Data =>
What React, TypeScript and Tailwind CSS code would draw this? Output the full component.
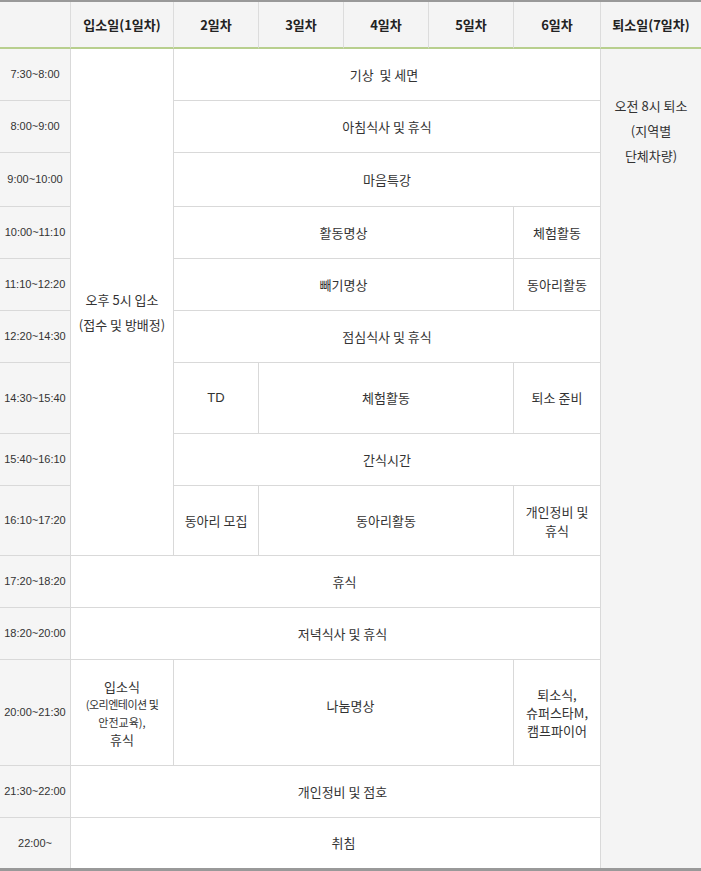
import type { ReactNode } from "react";

const cell =
  "flex items-center justify-center text-center border-r border-b border-[#d9d9d9] bg-white text-[13px] text-[#333]";
const timeCell =
  "flex items-center justify-center border-r border-b border-[#d9d9d9] bg-[#f5f5f5] font-['Liberation_Sans',sans-serif] text-[11px] text-[#333] col-start-1";
const headCell =
  "flex items-center justify-center border-r border-r-[#dcdcdc] border-b-2 border-b-[#b8cf8e] bg-[#f4f4f4] font-bold text-[13px] text-[#222] row-start-1";

const Cell = ({ className, children }: { className: string; children?: ReactNode }) => (
  <div className={`${cell} ${className}`}>{children}</div>
);

const times = [
  "7:30~8:00",
  "8:00~9:00",
  "9:00~10:00",
  "10:00~11:10",
  "11:10~12:20",
  "12:20~14:30",
  "14:30~15:40",
  "15:40~16:10",
  "16:10~17:20",
  "17:20~18:20",
  "18:20~20:00",
  "20:00~21:30",
  "21:30~22:00",
  "22:00~",
];

// row-start classes written out so Tailwind picks them up
const timeRows = [
  "row-start-2",
  "row-start-3",
  "row-start-4",
  "row-start-5",
  "row-start-6",
  "row-start-7",
  "row-start-8",
  "row-start-9",
  "row-start-10",
  "row-start-11",
  "row-start-12",
  "row-start-13",
  "row-start-14",
  "row-start-15 border-b-0",
];

const heads = ["", "입소일(1일차)", "2일차", "3일차", "4일차", "5일차", "6일차", "퇴소일(7일차)"];
const headCols = [
  "col-start-1",
  "col-start-2",
  "col-start-3",
  "col-start-4",
  "col-start-5",
  "col-start-6",
  "col-start-7",
  "col-start-8 border-r-0",
];

export default function App() {
  return (
    <div className="w-[701px] bg-white font-['Noto_Sans_CJK_KR',sans-serif]">
      <div className="grid grid-cols-[71px_103px_85px_85px_85px_85px_87px_100px] grid-rows-[47px_52px_52px_54px_52px_52px_52px_71px_52px_70px_52px_52px_106px_52px_50px] border-t-2 border-b-[3px] border-[#999]">
        {heads.map((h, i) => (
          <div key={i} className={`${headCell} ${headCols[i]}`}>
            {h}
          </div>
        ))}

        {times.map((t, i) => (
          <div key={t} className={`${timeCell} ${timeRows[i]}`}>
            {t}
          </div>
        ))}

        <Cell className="col-start-2 row-start-2 row-span-9 pt-[20px] leading-[25px]">
          오후 5시 입소
          <br />
          (접수 및 방배정)
        </Cell>

        <div className="col-start-8 row-start-2 row-span-14 flex justify-center bg-[#f4f4f4] pt-[44px] text-center text-[13px] leading-[25px] text-[#333]">
          <div>
            오전 8시 퇴소
            <br />
            (지역별
            <br />
            단체차량)
          </div>
        </div>

        <Cell className="col-start-3 col-span-5 row-start-2 pr-[6px]">기상&nbsp; 및 세면</Cell>
        <Cell className="col-start-3 col-span-5 row-start-3">아침식사 및 휴식</Cell>
        <Cell className="col-start-3 col-span-5 row-start-4">마음특강</Cell>

        <Cell className="col-start-3 col-span-4 row-start-5">활동명상</Cell>
        <Cell className="col-start-7 row-start-5">체험활동</Cell>

        <Cell className="col-start-3 col-span-4 row-start-6">빼기명상</Cell>
        <Cell className="col-start-7 row-start-6">동아리활동</Cell>

        <Cell className="col-start-3 col-span-5 row-start-7">점심식사 및 휴식</Cell>

        <Cell className="col-start-3 row-start-8 font-['Liberation_Sans',sans-serif]">TD</Cell>
        <Cell className="col-start-4 col-span-3 row-start-8">체험활동</Cell>
        <Cell className="col-start-7 row-start-8">퇴소 준비</Cell>

        <Cell className="col-start-3 col-span-5 row-start-9">간식시간</Cell>

        <Cell className="col-start-3 row-start-10">동아리 모집</Cell>
        <Cell className="col-start-4 col-span-3 row-start-10">동아리활동</Cell>
        <Cell className="col-start-7 row-start-10 leading-[19px]">
          개인정비 및
          <br />
          휴식
        </Cell>

        <Cell className="col-start-2 col-span-6 row-start-11 pl-[18px]">휴식</Cell>
        <Cell className="col-start-2 col-span-6 row-start-12 pl-[14px]">저녁식사 및 휴식</Cell>

        <Cell className="col-start-2 row-start-13 leading-[17px]">
          <div>
            입소식
            <br />
            <span className="whitespace-nowrap text-[11px] tracking-[-0.5px]">(오리엔테이션 및</span>
            <br />
            <span className="text-[11px]">안전교육),</span>
            <br />
            휴식
          </div>
        </Cell>
        <Cell className="col-start-3 col-span-4 row-start-13 pl-[14px] pb-[14px]">나눔명상</Cell>
        <Cell className="col-start-7 row-start-13 leading-[18px]">
          퇴소식,
          <br />
          슈퍼스타M,
          <br />
          캠프파이어
        </Cell>

        <Cell className="col-start-2 col-span-6 row-start-14 pl-[14px]">개인정비 및 점호</Cell>
        <Cell className="col-start-2 col-span-6 row-start-15 border-b-0 pl-[16px]">취침</Cell>
      </div>
    </div>
  );
}
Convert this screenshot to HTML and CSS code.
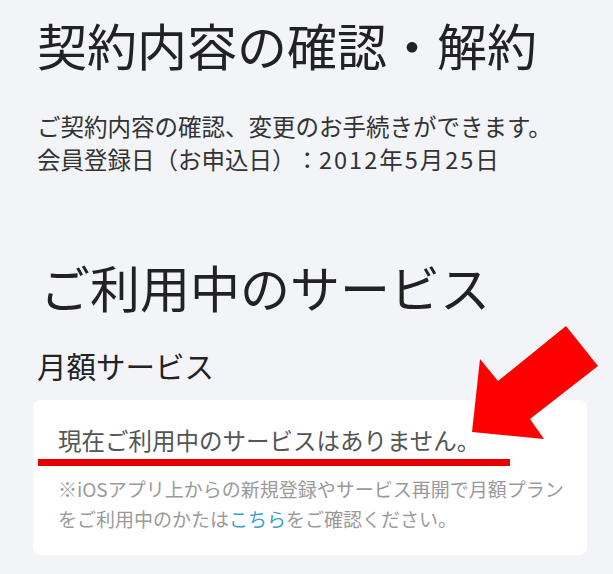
FILE: index.html
```html
<!DOCTYPE html>
<html lang="ja">
<head>
  <meta charset="UTF-8">
  <meta name="viewport" content="width=device-width, initial-scale=1">
  <title>契約内容の確認・解約</title>
  <link rel="stylesheet" href="styles.css">
</head>
<body>

  <div class="page">
    <h1>契約内容の確認・解約</h1>

    <p class="lead">
      ご契約内容の確認、変更のお手続きができます。<br>
      会員登録日（お申込日）：<span class="date">2012年5月25日</span>
    </p>

    <h2>ご利用中のサービス</h2>

    <h3>月額サービス</h3>

    <div class="card">
      <p class="empty">現在ご利用中のサービスはありません。</p>
      <span class="mark"></span>
      <p class="note">※iOSアプリ上からの新規登録やサービス再開で月額プランをご利用中のかたは<a href="#">こちら</a>をご確認ください。</p>
    </div>

    <!-- 注目の矢印 -->
    <svg class="arrow" width="613" height="574" viewBox="0 0 613 574">
      <polygon points="566,326 598,366 530,419 544,439 472,432 480,359 498,381" fill="#ff0000" />
    </svg>
  </div>

</body>
</html>
```

FILE: styles.css
```css
body {
  margin: 0;
  background-color: #f3f4f8;
  font-family: "Noto Sans CJK JP", "Noto Sans", sans-serif;
  color: #222;
  text-spacing-trim: space-all;
}
.page {
  position: relative;
  padding: 14px 26px 40px 37px;
}
h1 {
  margin: 0;
  font-size: 50px;
  font-weight: 400;
  line-height: 60px;
}
.lead {
  margin: 36px 0 0;
  font-size: 23.5px;
  line-height: 33px;
  color: #333;
}
.date {
  letter-spacing: 2px;
}
h2 {
  margin: 80px 0 0;
  font-size: 50px;
  font-weight: 400;
  line-height: 60px;
  padding-left: 3px;
}
h3 {
  margin: 29px 0 0;
  font-size: 29.5px;
  font-weight: 400;
  line-height: 40px;
}
.card {
  position: relative;
  margin: 15px 0 0 -4px;
  background: white;
  border-radius: 8px;
  padding: 23px 20px 21px 25px;
}
.empty {
  margin: 0;
  font-size: 23.5px;
  line-height: 34px;
  color: #555;
}
.mark {
  position: absolute;
  left: 5px;
  top: 59px;
  width: 472px;
  height: 7px;
  background: #e60000;
}
.note {
  margin: 17px 0 0;
  font-size: 19px;
  line-height: 30px;
  color: #9a9a9a;
}
.note a {
  color: #3a9fd0;
  text-decoration: none;
}
.arrow {
  position: absolute;
  left: 0;
  top: 0;
  pointer-events: none;
}
```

What the task asks => Every entry must be reproduced exactly, with the images left out.

Written response =>
What React, TypeScript and Tailwind CSS code would draw this? Output the full component.
import type { ReactNode } from "react";

const cell =
  "flex items-center justify-center text-center border-r border-b border-[#d9d9d9] bg-white text-[13px] text-[#333]";
const timeCell =
  "flex items-center justify-center border-r border-b border-[#d9d9d9] bg-[#f5f5f5] font-['Liberation_Sans',sans-serif] text-[11px] text-[#333] col-start-1";
const headCell =
  "flex items-center justify-center border-r border-r-[#dcdcdc] border-b-2 border-b-[#b8cf8e] bg-[#f4f4f4] font-bold text-[13px] text-[#222] row-start-1";

const Cell = ({ className, children }: { className: string; children?: ReactNode }) => (
  <div className={`${cell} ${className}`}>{children}</div>
);

const times = [
  "7:30~8:00",
  "8:00~9:00",
  "9:00~10:00",
  "10:00~11:10",
  "11:10~12:20",
  "12:20~14:30",
  "14:30~15:40",
  "15:40~16:10",
  "16:10~17:20",
  "17:20~18:20",
  "18:20~20:00",
  "20:00~21:30",
  "21:30~22:00",
  "22:00~",
];

// row-start classes written out so Tailwind picks them up
const timeRows = [
  "row-start-2",
  "row-start-3",
  "row-start-4",
  "row-start-5",
  "row-start-6",
  "row-start-7",
  "row-start-8",
  "row-start-9",
  "row-start-10",
  "row-start-11",
  "row-start-12",
  "row-start-13",
  "row-start-14",
  "row-start-15 border-b-0",
];

const heads = ["", "입소일(1일차)", "2일차", "3일차", "4일차", "5일차", "6일차", "퇴소일(7일차)"];
const headCols = [
  "col-start-1",
  "col-start-2",
  "col-start-3",
  "col-start-4",
  "col-start-5",
  "col-start-6",
  "col-start-7",
  "col-start-8 border-r-0",
];

export default function App() {
  return (
    <div className="w-[701px] bg-white font-['Noto_Sans_CJK_KR',sans-serif]">
      <div className="grid grid-cols-[71px_103px_85px_85px_85px_85px_87px_100px] grid-rows-[47px_52px_52px_54px_52px_52px_52px_71px_52px_70px_52px_52px_106px_52px_50px] border-t-2 border-b-[3px] border-[#999]">
        {heads.map((h, i) => (
          <div key={i} className={`${headCell} ${headCols[i]}`}>
            {h}
          </div>
        ))}

        {times.map((t, i) => (
          <div key={t} className={`${timeCell} ${timeRows[i]}`}>
            {t}
          </div>
        ))}

        <Cell className="col-start-2 row-start-2 row-span-9 pt-[20px] leading-[25px]">
          오후 5시 입소
          <br />
          (접수 및 방배정)
        </Cell>

        <div className="col-start-8 row-start-2 row-span-14 flex justify-center bg-[#f4f4f4] pt-[44px] text-center text-[13px] leading-[25px] text-[#333]">
          <div>
            오전 8시 퇴소
            <br />
            (지역별
            <br />
            단체차량)
          </div>
        </div>

        <Cell className="col-start-3 col-span-5 row-start-2 pr-[6px]">기상&nbsp; 및 세면</Cell>
        <Cell className="col-start-3 col-span-5 row-start-3">아침식사 및 휴식</Cell>
        <Cell className="col-start-3 col-span-5 row-start-4">마음특강</Cell>

        <Cell className="col-start-3 col-span-4 row-start-5">활동명상</Cell>
        <Cell className="col-start-7 row-start-5">체험활동</Cell>

        <Cell className="col-start-3 col-span-4 row-start-6">빼기명상</Cell>
        <Cell className="col-start-7 row-start-6">동아리활동</Cell>

        <Cell className="col-start-3 col-span-5 row-start-7">점심식사 및 휴식</Cell>

        <Cell className="col-start-3 row-start-8 font-['Liberation_Sans',sans-serif]">TD</Cell>
        <Cell className="col-start-4 col-span-3 row-start-8">체험활동</Cell>
        <Cell className="col-start-7 row-start-8">퇴소 준비</Cell>

        <Cell className="col-start-3 col-span-5 row-start-9">간식시간</Cell>

        <Cell className="col-start-3 row-start-10">동아리 모집</Cell>
        <Cell className="col-start-4 col-span-3 row-start-10">동아리활동</Cell>
        <Cell className="col-start-7 row-start-10 leading-[19px]">
          개인정비 및
          <br />
          휴식
        </Cell>

        <Cell className="col-start-2 col-span-6 row-start-11 pl-[18px]">휴식</Cell>
        <Cell className="col-start-2 col-span-6 row-start-12 pl-[14px]">저녁식사 및 휴식</Cell>

        <Cell className="col-start-2 row-start-13 leading-[17px]">
          <div>
            입소식
            <br />
            <span className="whitespace-nowrap text-[11px] tracking-[-0.5px]">(오리엔테이션 및</span>
            <br />
            <span className="text-[11px]">안전교육),</span>
            <br />
            휴식
          </div>
        </Cell>
        <Cell className="col-start-3 col-span-4 row-start-13 pl-[14px] pb-[14px]">나눔명상</Cell>
        <Cell className="col-start-7 row-start-13 leading-[18px]">
          퇴소식,
          <br />
          슈퍼스타M,
          <br />
          캠프파이어
        </Cell>

        <Cell className="col-start-2 col-span-6 row-start-14 pl-[14px]">개인정비 및 점호</Cell>
        <Cell className="col-start-2 col-span-6 row-start-15 border-b-0 pl-[16px]">취침</Cell>
      </div>
    </div>
  );
}
Convert this screenshot to HTML and CSS code.
FILE: index.html
```html
<!DOCTYPE html>
<html lang="ja">
<head>
  <meta charset="UTF-8">
  <meta name="viewport" content="width=device-width, initial-scale=1">
  <title>契約内容の確認・解約</title>
  <link rel="stylesheet" href="styles.css">
</head>
<body>

  <div class="page">
    <h1>契約内容の確認・解約</h1>

    <p class="lead">
      ご契約内容の確認、変更のお手続きができます。<br>
      会員登録日（お申込日）：<span class="date">2012年5月25日</span>
    </p>

    <h2>ご利用中のサービス</h2>

    <h3>月額サービス</h3>

    <div class="card">
      <p class="empty">現在ご利用中のサービスはありません。</p>
      <span class="mark"></span>
      <p class="note">※iOSアプリ上からの新規登録やサービス再開で月額プランをご利用中のかたは<a href="#">こちら</a>をご確認ください。</p>
    </div>

    <!-- 注目の矢印 -->
    <svg class="arrow" width="613" height="574" viewBox="0 0 613 574">
      <polygon points="566,326 598,366 530,419 544,439 472,432 480,359 498,381" fill="#ff0000" />
    </svg>
  </div>

</body>
</html>
```

FILE: styles.css
```css
body {
  margin: 0;
  background-color: #f3f4f8;
  font-family: "Noto Sans CJK JP", "Noto Sans", sans-serif;
  color: #222;
  text-spacing-trim: space-all;
}
.page {
  position: relative;
  padding: 14px 26px 40px 37px;
}
h1 {
  margin: 0;
  font-size: 50px;
  font-weight: 400;
  line-height: 60px;
}
.lead {
  margin: 36px 0 0;
  font-size: 23.5px;
  line-height: 33px;
  color: #333;
}
.date {
  letter-spacing: 2px;
}
h2 {
  margin: 80px 0 0;
  font-size: 50px;
  font-weight: 400;
  line-height: 60px;
  padding-left: 3px;
}
h3 {
  margin: 29px 0 0;
  font-size: 29.5px;
  font-weight: 400;
  line-height: 40px;
}
.card {
  position: relative;
  margin: 15px 0 0 -4px;
  background: white;
  border-radius: 8px;
  padding: 23px 20px 21px 25px;
}
.empty {
  margin: 0;
  font-size: 23.5px;
  line-height: 34px;
  color: #555;
}
.mark {
  position: absolute;
  left: 5px;
  top: 59px;
  width: 472px;
  height: 7px;
  background: #e60000;
}
.note {
  margin: 17px 0 0;
  font-size: 19px;
  line-height: 30px;
  color: #9a9a9a;
}
.note a {
  color: #3a9fd0;
  text-decoration: none;
}
.arrow {
  position: absolute;
  left: 0;
  top: 0;
  pointer-events: none;
}
```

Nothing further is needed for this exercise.